Hi Leolaia,
Rutherford's teaching years were 1887-1888. He taught at two schools, Pleasant Grove and Carpenter, both in Syracuse. He was appointed court stenographer in 1889 and moved to Boonville in April 1890, where he met Mary Fetzer whom he married in December 1891. Interestingly Rutherford got his marriage license before he received his license to practice law. In 1892 he made a formal application to practice law before the bar at Boonville. A committee of five members of the Boonville bar were appointed to examine the young stenographer to see whether his knowledge of legal procedures was sufficent to permit him to practice. The committee granted his license to practice law in Cooper County in May 1892. His marriage into the socially prominent Fetzer family no doubt opened doors for him, though Joe was also a very capable and responsible young man with his own connections.

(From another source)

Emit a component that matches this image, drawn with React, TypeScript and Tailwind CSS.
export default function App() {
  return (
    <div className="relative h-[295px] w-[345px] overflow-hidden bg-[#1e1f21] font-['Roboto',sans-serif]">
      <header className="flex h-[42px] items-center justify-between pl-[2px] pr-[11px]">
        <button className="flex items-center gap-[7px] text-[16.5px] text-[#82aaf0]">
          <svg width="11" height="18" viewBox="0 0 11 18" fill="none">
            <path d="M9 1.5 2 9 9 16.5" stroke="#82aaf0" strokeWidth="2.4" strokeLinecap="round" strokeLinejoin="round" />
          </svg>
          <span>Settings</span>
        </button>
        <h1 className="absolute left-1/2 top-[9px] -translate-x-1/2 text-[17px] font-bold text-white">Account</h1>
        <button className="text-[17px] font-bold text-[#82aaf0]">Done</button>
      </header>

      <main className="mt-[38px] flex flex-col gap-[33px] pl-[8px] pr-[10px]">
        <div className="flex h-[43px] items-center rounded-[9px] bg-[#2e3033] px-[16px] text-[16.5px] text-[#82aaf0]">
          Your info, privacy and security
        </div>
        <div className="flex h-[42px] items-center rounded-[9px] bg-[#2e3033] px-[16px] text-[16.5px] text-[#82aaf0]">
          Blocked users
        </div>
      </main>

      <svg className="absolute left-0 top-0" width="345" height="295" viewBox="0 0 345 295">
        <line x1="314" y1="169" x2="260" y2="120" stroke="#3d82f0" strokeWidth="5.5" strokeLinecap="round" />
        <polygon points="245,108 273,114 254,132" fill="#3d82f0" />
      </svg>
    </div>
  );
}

Rutherford's first contact with Russellism wasn't until 1894. This is confirmed by a letter that he wrote and which was reprinted in the April 15, 1894 Zion's Watch Tower. But Joe didn't really get involved with the sect, other than buying a few books, until 1906. Some Watchtower sources claim he became active in 1904, but contemporaty sources indicate that this too is myth. On May 6, 1904 Hayden Samson, a prominent Watch Tower speaker addressed a group of interested persons at the Turner Hall in Boonville where Rutherford still resided with his wife and son. Samson's speaking tour had been advertised and booked months in advance, so Joe had time to arrange his affairs to be in attendance had he wanted to. So where was Joe on this special night? Rutherford was hundreds of miles away in Independence, Kansas on a business trip. Also in the fall of 1904 Joe was on the stump campaigning for Democratic candidates for local and national office. Remember that Russell's view of politics and politicians was the same as that of the JWs today. The earliest non-Watchtower source that I was able to find that indicated Rutherford's involvement with the Watch Tower was a Boonville newspaper article dated September 27, 1907. The paper said that Joe had quit his legal practice to take up the lecture circuit for the Watch Tower.
However, at his 1918 trial Rutherford testified that 1906 was the year he accepted the Watch Tower and made a consecration to the Lord. Since Joe didn't have any reason to lie about this under oath, 1906 is probably the year that he first got seriously involved with the Watch Tower. Thus 1906 was the year that launched the theological career of the man who would mold Russell's sect into a religion of misery for millions of innocent people.